Audiobook Review: In “Up Against the Wall,” David Hasselhoff Saves the Free World

Audiobook Review: In “Up Against the Wall,” David Hasselhoff Saves the Free World

Up Against the Wall is a first: an audiobook that makes you think, “I’d rather be listening to David Hasselhoff’s memoir.”

Until the actor decides to record Don’t Hassel the Hoff, this new Audible Original will have to do. According to reviews of that 2007 autobiography, though, it actually wasn’t all that different from the openly fictional Up Against the Wall: an account of David Hasselhoff’s life in which David Hasselhoff doesn’t just star in Knight Rider, he basically saves the world.

The reason Up Against the Wall leaves you yearning for (relative) nonfiction is that the parts of this alternate history where the Hoff slugs it out with spies and dodges bullets on a zip line over the Berlin Wall are the story’s least interesting interludes. What’s weirdly compelling is the reality that inspired the whole silly fantasy.

As Hasselhoff himself recounts — narrating the story in a voice that sounds like he drank a four-pack of Bartles & Jaymes and then stuffed two slices of Wonder Bread into his mouth — he was surprised to discover that his 1985 debut album Night Rocker was a huge hit in Austria and Germany. (Setting the player speed to 1.25x or 1.50x makes the Hoff sound a little more authentically youthful, I found.)

History still hasn’t quite figured out exactly what made Hasselhoff, whose musical sideline is basically a joke in the rest of the world, a bona fide rock star in Germany, but his made-up espionage thriller is disappointingly mundane compared to the surpassingly strange reality that his single “Looking for Freedom” topped the local charts in 1989, a legitimate anthem sounding the end of the Cold War.

Americans and Brits may prefer to remember Reagan’s “tear down this wall” speech or Roger Waters’s all-star rendition of Pink Floyd’s The Wall, but Germans in both of what Hasselhoff calls “the Siamese twin cities” of East and West Berlin still cherish the memory of the Hoff singing about freedom in a flashing leather jacket on top of the Berlin Wall as the ’80s came to an extremely on-brand conclusion.

“I think you can compare the situation back in 1989 to a huge party where everyone was drunk,” German writer Hanna Pilarczyk told The Hollywood Reporter. “And you start making out with that guy who was attractive and available but then you forgot about it. But years after the party, people still keep reminding you, ‘Remember that night you made out with David Hasselhoff?’ What can we say? It happened.”

The Hoff being the Hoff, though, that just wasn’t good enough.
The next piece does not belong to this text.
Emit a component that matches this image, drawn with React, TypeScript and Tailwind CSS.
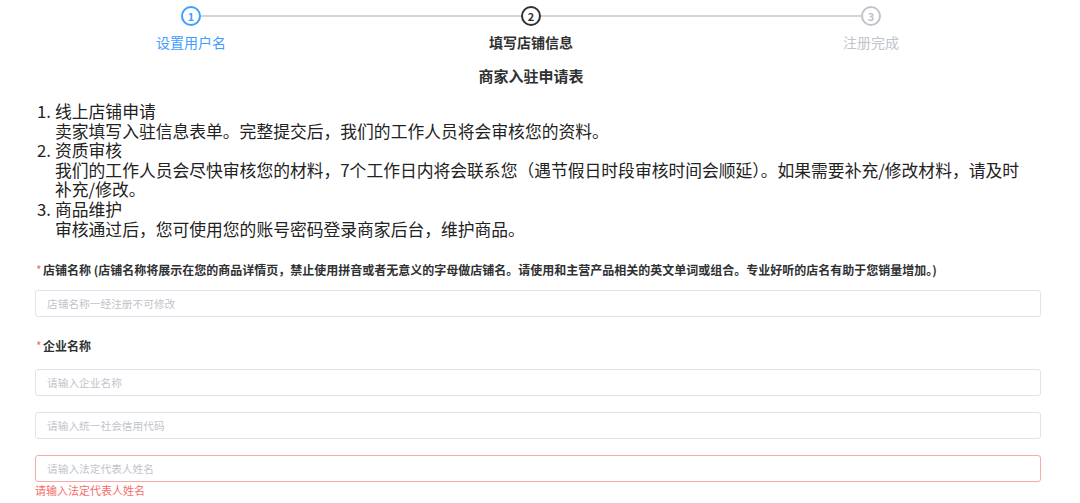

Thus we have Up Against the Wall, where “there’s a fine line between fiction and nonfiction, and you don’t know what’s real and what’s not,” explained the author/narrator in a promotional video, hinting that the story will reveal “who David Hasselhoff really is.”

The video shows Hasselhoff reading the story in a shirt that’s generously unbuttoned to let some of that famous Hoff rug hang out, and you can almost hear the chest hair rustling. Even if you’re not well-schooled on the history of the Hoff, though, you can pretty reasonably guess what’s fiction and what’s fact.

Has David Hasselhoff killed a man with a syringe to the neck? Probably not. Has he slept with a superspy? Also probably not, but I’ll give him that one. Did he actually bring the KITT car onstage during his “Night Rocker” concerts? 100% yes, and if there’s any department in which the Hoff is overly modest, it’s regarding his dance moves. Look at the extension on that high kick!

I won’t even get into the plot, which involves a rogue nuclear warhead and a double case of mistaken identity. I’m tempted to say the story’s too long, but that suggests that there is some appropriate length for this project. Instead of eight hours, should Up Against the Wall Be…six? Four? Two?

Really, once you’re in for eight, you might as well beg for ten and listen for more loopy interludes like the one where he’s soaked in truth serum and ends up confessing the future fictional biography of his Baywatch character. For Hasselhoff fans — and you’ve already betrayed yourself by the very act of reading these words — that scene alone will be worth the $29.95.

Beneath all the laborious derring-do, Up Against the Wall is Hasselhoff’s heartfelt tribute to a time and a place where he very unexpectedly brushed up against history. The Germans loved him, and they also loved freedom. Two great tastes taste great together, right? One million Germans can’t be wrong.